Notre projet de paix a inspiré et a permis d’obtenir des changements que beaucoup pensaient impossibles. L’Europe, c’est l’espoir. L’espoir en l’avenir. L’espoir de voir nos libertés prévaloir. L’espoir d’avancer et d’inspirer le changement. Tel était le message de la Présidente du Parlement européen, Roberta Metsola, lors de la Conférence Jacques Delors à Paris sur «Les valeurs démocratiques dans l’UE et la promesse de paix qui est au cœur de l’intégration européenne».

Citer cet article
Metsola R. 2022. « Le véritable pouvoir de l’UE est de transformer des pays et des vies », Blogpost, Paris: Institut Jacques Delors, 28 juin.


Le sujet d’aujourd’hui fait l’objet de discussions depuis plusieurs décennies. L’Institut Jacques Delors a joué un rôle central dans l’évolution de ce débat.
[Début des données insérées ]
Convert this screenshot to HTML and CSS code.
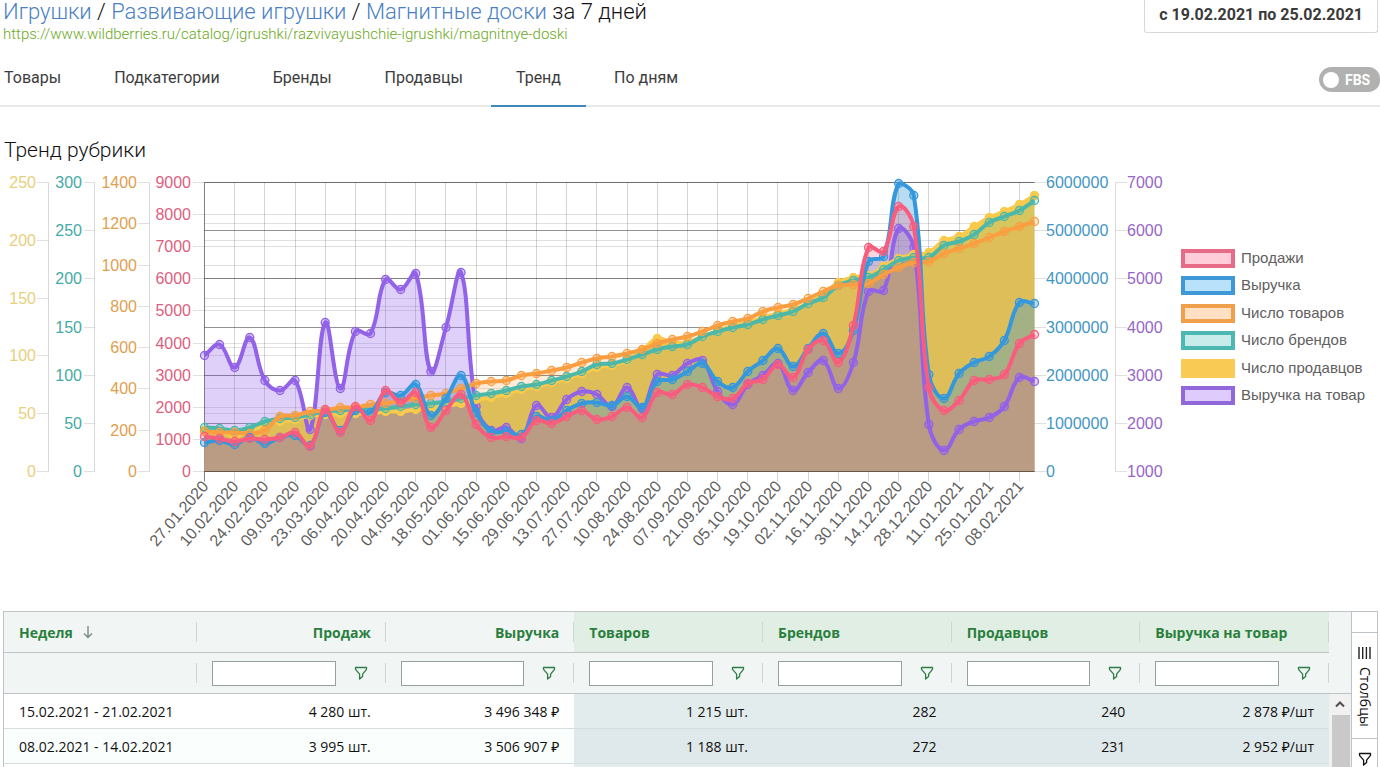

Ses contributions se sont appuyées sur le travail d’experts, ajoutant des facettes supplémentaires à la conception riche et complexe de ce que l’on appelle aujourd’hui le «mode de vie européen».

Et pourtant, lorsque les chars de Poutine sont entrés en Ukraine le 24 février, le débat a pris une tout autre réalité.

Je représente ici la dernière génération de l’Union qui se souvient vaguement d’un monde où la démocratie était constamment menacée. Quiconque né après moi n’a jamais connu que la paix.

La guerre de Poutine contre l’Ukraine représente une prise de conscience de notre mémoire collective défaillante. Nous étions tellement habitués à l’idée d’une Europe libre et démocratique que nous avions oublié que certains, y compris à nos frontières, pensent qu’il ne devrait pas du tout y avoir d’avenir pour la démocratie.

Notre jugement collectif, en réponse à l’interdépendance croissante entre les nations du monde, qu’il s’agisse de nos économies, de nos ambitions climatiques ou même de l’approvisionnement en énergie, a été altéré par notre naïveté. Une naïveté qui nous a portés à croire que la méthode de travail européenne, par le dialogue et l’échange, s’étendrait naturellement à nos voisins hostiles.

Les signaux d’alerte étaient pourtant bien là. Les États Baltes, la Finlande et la Pologne tirent la sonnette d’alarme depuis des années. Nous avons vu le recul de la démocratie en Russie, les attaques hybrides contre nos processus démocratiques, ce qui s’est passé en Crimée, ce qu’ils ont fait à Navalny, comment ils ont tenté d’écraser la démocratie en Biélorussie, et malgré tout, lorsque l’idéologie révisionniste de Poutine a été mise en actes par son armée, nous nous sommes laissé surprendre.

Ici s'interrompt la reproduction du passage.